• **Set problem**: Write the data out again exactly, with no pictures.

• **Data extract**:
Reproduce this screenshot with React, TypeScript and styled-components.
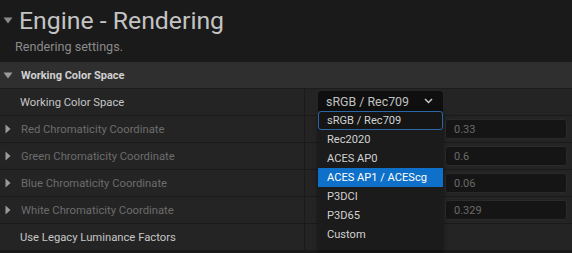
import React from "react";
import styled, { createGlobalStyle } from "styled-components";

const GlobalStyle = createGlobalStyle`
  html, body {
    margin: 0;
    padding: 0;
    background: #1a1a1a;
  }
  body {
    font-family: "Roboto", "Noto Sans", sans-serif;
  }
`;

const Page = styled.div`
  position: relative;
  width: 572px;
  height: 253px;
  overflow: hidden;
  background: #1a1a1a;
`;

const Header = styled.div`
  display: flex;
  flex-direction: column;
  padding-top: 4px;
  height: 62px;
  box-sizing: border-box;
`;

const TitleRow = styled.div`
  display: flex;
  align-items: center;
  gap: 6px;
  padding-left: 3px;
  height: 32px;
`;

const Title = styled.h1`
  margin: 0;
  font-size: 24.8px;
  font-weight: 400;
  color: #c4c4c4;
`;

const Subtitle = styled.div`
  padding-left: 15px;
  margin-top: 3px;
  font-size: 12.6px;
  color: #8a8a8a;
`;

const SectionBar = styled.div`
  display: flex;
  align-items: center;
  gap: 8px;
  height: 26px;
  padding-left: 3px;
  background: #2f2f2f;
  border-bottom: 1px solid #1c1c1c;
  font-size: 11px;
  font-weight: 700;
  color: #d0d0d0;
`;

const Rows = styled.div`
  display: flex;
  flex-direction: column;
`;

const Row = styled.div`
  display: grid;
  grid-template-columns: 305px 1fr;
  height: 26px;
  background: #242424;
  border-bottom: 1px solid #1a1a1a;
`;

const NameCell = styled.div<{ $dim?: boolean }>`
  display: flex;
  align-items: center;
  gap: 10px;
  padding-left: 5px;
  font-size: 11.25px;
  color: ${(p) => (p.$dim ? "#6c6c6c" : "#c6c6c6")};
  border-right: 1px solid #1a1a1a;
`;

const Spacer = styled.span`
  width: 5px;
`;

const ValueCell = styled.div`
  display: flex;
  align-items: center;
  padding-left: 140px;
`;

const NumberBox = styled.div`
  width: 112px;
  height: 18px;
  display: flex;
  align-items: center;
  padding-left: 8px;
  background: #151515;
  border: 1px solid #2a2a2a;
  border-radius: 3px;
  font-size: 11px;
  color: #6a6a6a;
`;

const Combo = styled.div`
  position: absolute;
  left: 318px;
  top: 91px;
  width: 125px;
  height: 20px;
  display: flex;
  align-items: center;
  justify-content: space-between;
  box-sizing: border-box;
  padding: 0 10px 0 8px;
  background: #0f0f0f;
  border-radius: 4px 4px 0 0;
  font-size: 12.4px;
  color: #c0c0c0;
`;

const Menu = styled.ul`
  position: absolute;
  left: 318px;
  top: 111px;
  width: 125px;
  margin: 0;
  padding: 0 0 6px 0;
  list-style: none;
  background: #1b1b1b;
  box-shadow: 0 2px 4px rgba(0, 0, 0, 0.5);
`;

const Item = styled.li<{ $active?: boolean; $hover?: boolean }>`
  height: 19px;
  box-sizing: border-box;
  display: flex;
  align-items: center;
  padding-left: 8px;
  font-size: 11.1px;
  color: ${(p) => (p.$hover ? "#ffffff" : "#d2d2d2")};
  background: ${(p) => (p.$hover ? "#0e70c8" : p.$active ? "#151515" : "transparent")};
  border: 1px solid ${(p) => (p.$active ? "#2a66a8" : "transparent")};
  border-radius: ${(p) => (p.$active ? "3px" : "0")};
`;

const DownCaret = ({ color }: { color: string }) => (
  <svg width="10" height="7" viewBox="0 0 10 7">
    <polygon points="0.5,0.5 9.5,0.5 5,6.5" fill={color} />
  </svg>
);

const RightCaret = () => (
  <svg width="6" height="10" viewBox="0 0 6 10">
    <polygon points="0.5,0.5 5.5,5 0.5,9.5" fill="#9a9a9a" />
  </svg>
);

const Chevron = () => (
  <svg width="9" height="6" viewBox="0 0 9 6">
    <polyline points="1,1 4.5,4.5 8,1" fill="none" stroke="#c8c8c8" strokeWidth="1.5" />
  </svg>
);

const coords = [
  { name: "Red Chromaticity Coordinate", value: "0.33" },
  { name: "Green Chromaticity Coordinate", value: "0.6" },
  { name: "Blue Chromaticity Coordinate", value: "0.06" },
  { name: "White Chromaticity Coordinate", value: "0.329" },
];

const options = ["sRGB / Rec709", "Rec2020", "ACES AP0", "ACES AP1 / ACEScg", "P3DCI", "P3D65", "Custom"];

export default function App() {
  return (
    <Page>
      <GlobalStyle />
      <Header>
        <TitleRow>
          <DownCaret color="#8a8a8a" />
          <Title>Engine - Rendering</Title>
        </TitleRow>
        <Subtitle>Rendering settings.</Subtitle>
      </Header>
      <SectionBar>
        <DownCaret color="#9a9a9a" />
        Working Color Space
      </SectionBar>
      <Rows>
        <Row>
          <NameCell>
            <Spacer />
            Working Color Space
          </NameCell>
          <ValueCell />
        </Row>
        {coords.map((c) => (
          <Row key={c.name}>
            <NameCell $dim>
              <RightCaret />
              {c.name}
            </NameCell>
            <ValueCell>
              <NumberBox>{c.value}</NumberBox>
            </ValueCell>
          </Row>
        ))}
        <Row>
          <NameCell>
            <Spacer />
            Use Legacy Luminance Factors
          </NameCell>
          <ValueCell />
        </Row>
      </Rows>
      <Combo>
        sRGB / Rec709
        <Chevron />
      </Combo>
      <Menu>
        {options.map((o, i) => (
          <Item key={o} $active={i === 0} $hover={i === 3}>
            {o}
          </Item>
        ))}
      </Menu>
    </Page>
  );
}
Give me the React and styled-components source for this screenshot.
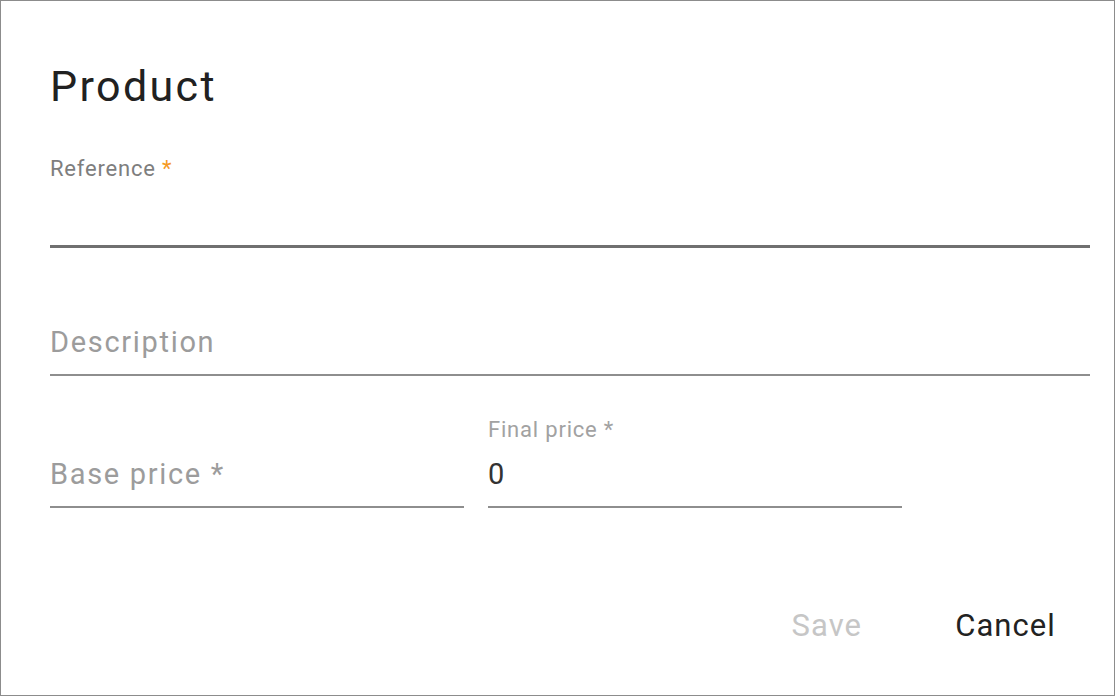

• **Result below**:
Reproduce this screenshot with React, TypeScript and styled-components.
import React from "react";
import styled, { createGlobalStyle } from "styled-components";

const GlobalStyle = createGlobalStyle`
  html, body {
    margin: 0;
    padding: 0;
    background: #1a1a1a;
  }
  body {
    font-family: "Roboto", "Noto Sans", sans-serif;
  }
`;

const Page = styled.div`
  position: relative;
  width: 572px;
  height: 253px;
  overflow: hidden;
  background: #1a1a1a;
`;

const Header = styled.div`
  display: flex;
  flex-direction: column;
  padding-top: 4px;
  height: 62px;
  box-sizing: border-box;
`;

const TitleRow = styled.div`
  display: flex;
  align-items: center;
  gap: 6px;
  padding-left: 3px;
  height: 32px;
`;

const Title = styled.h1`
  margin: 0;
  font-size: 24.8px;
  font-weight: 400;
  color: #c4c4c4;
`;

const Subtitle = styled.div`
  padding-left: 15px;
  margin-top: 3px;
  font-size: 12.6px;
  color: #8a8a8a;
`;

const SectionBar = styled.div`
  display: flex;
  align-items: center;
  gap: 8px;
  height: 26px;
  padding-left: 3px;
  background: #2f2f2f;
  border-bottom: 1px solid #1c1c1c;
  font-size: 11px;
  font-weight: 700;
  color: #d0d0d0;
`;

const Rows = styled.div`
  display: flex;
  flex-direction: column;
`;

const Row = styled.div`
  display: grid;
  grid-template-columns: 305px 1fr;
  height: 26px;
  background: #242424;
  border-bottom: 1px solid #1a1a1a;
`;

const NameCell = styled.div<{ $dim?: boolean }>`
  display: flex;
  align-items: center;
  gap: 10px;
  padding-left: 5px;
  font-size: 11.25px;
  color: ${(p) => (p.$dim ? "#6c6c6c" : "#c6c6c6")};
  border-right: 1px solid #1a1a1a;
`;

const Spacer = styled.span`
  width: 5px;
`;

const ValueCell = styled.div`
  display: flex;
  align-items: center;
  padding-left: 140px;
`;

const NumberBox = styled.div`
  width: 112px;
  height: 18px;
  display: flex;
  align-items: center;
  padding-left: 8px;
  background: #151515;
  border: 1px solid #2a2a2a;
  border-radius: 3px;
  font-size: 11px;
  color: #6a6a6a;
`;

const Combo = styled.div`
  position: absolute;
  left: 318px;
  top: 91px;
  width: 125px;
  height: 20px;
  display: flex;
  align-items: center;
  justify-content: space-between;
  box-sizing: border-box;
  padding: 0 10px 0 8px;
  background: #0f0f0f;
  border-radius: 4px 4px 0 0;
  font-size: 12.4px;
  color: #c0c0c0;
`;

const Menu = styled.ul`
  position: absolute;
  left: 318px;
  top: 111px;
  width: 125px;
  margin: 0;
  padding: 0 0 6px 0;
  list-style: none;
  background: #1b1b1b;
  box-shadow: 0 2px 4px rgba(0, 0, 0, 0.5);
`;

const Item = styled.li<{ $active?: boolean; $hover?: boolean }>`
  height: 19px;
  box-sizing: border-box;
  display: flex;
  align-items: center;
  padding-left: 8px;
  font-size: 11.1px;
  color: ${(p) => (p.$hover ? "#ffffff" : "#d2d2d2")};
  background: ${(p) => (p.$hover ? "#0e70c8" : p.$active ? "#151515" : "transparent")};
  border: 1px solid ${(p) => (p.$active ? "#2a66a8" : "transparent")};
  border-radius: ${(p) => (p.$active ? "3px" : "0")};
`;

const DownCaret = ({ color }: { color: string }) => (
  <svg width="10" height="7" viewBox="0 0 10 7">
    <polygon points="0.5,0.5 9.5,0.5 5,6.5" fill={color} />
  </svg>
);

const RightCaret = () => (
  <svg width="6" height="10" viewBox="0 0 6 10">
    <polygon points="0.5,0.5 5.5,5 0.5,9.5" fill="#9a9a9a" />
  </svg>
);

const Chevron = () => (
  <svg width="9" height="6" viewBox="0 0 9 6">
    <polyline points="1,1 4.5,4.5 8,1" fill="none" stroke="#c8c8c8" strokeWidth="1.5" />
  </svg>
);

const coords = [
  { name: "Red Chromaticity Coordinate", value: "0.33" },
  { name: "Green Chromaticity Coordinate", value: "0.6" },
  { name: "Blue Chromaticity Coordinate", value: "0.06" },
  { name: "White Chromaticity Coordinate", value: "0.329" },
];

const options = ["sRGB / Rec709", "Rec2020", "ACES AP0", "ACES AP1 / ACEScg", "P3DCI", "P3D65", "Custom"];

export default function App() {
  return (
    <Page>
      <GlobalStyle />
      <Header>
        <TitleRow>
          <DownCaret color="#8a8a8a" />
          <Title>Engine - Rendering</Title>
        </TitleRow>
        <Subtitle>Rendering settings.</Subtitle>
      </Header>
      <SectionBar>
        <DownCaret color="#9a9a9a" />
        Working Color Space
      </SectionBar>
      <Rows>
        <Row>
          <NameCell>
            <Spacer />
            Working Color Space
          </NameCell>
          <ValueCell />
        </Row>
        {coords.map((c) => (
          <Row key={c.name}>
            <NameCell $dim>
              <RightCaret />
              {c.name}
            </NameCell>
            <ValueCell>
              <NumberBox>{c.value}</NumberBox>
            </ValueCell>
          </Row>
        ))}
        <Row>
          <NameCell>
            <Spacer />
            Use Legacy Luminance Factors
          </NameCell>
          <ValueCell />
        </Row>
      </Rows>
      <Combo>
        sRGB / Rec709
        <Chevron />
      </Combo>
      <Menu>
        {options.map((o, i) => (
          <Item key={o} $active={i === 0} $hover={i === 3}>
            {o}
          </Item>
        ))}
      </Menu>
    </Page>
  );
}
Give me the React and styled-components source for this screenshot.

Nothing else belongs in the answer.